Thanks for your feedback @shahryareiv!

I initially though about using semicolons as separators myself, but I decided not to in order to offer a syntax reminiscent of other common macros to target a specific indices within a multiple citations:

cite:foo_index[Aa2017]+bar_index[Bb2017]

Ignoring whitespace is technically easy but refraining from it avoided ambiguity in edge cases, e.g. when you'd want a literal + [something] after a citation. It's a bit far fetched, but still possible.

Furthermore, allowing to break the line after + would create a behaviour diverging from the default expected one.

Another point in favour of not allowing line breaks could be that these are an inline macros - but I do realise they can get too long to maintain very quickly.
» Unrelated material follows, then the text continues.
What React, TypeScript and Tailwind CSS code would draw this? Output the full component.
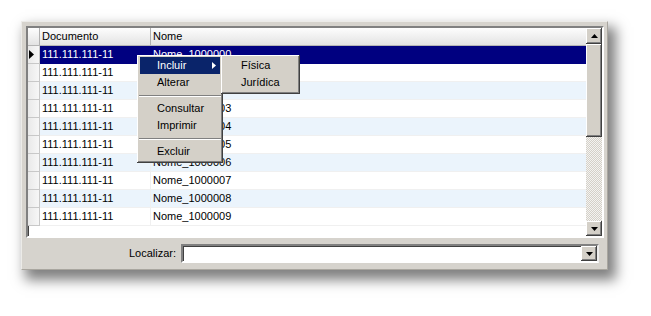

A solution might be as follows:

// single citation
cite:[foo_key]
// single citation w/ non default target 
cite:my_index[foo_key]
// single citation w/ non default target (alt. syntax) 
cite:[foo_key, target=my_index]
// multiple citations
cite:[foo_key; bar_key]
// multiple citations w/ common non default target
cite:my_index[foo_key; bar_key]
// multiple citations w/ common non default target and a local target override
cite:my_index[foo_key; bar_key; baz_key, target=your_index]

All this while allowing for arbitrary whitespace in the attribute list in canonical way.

On top of that, we could also allow for line breaks within the square brackets; this would be a non canonical behaviour for an inline macro, but might greatly improve its usability.

(If we decide to implement this I'd keep the +-concatenation but drop it at the next major; this syntax seems a bit more reasonable.)

@ronaldtse Any thoughts? My only concern is that allowing line breaks inside the attribute list of an inline macro is a non canonical behaviour.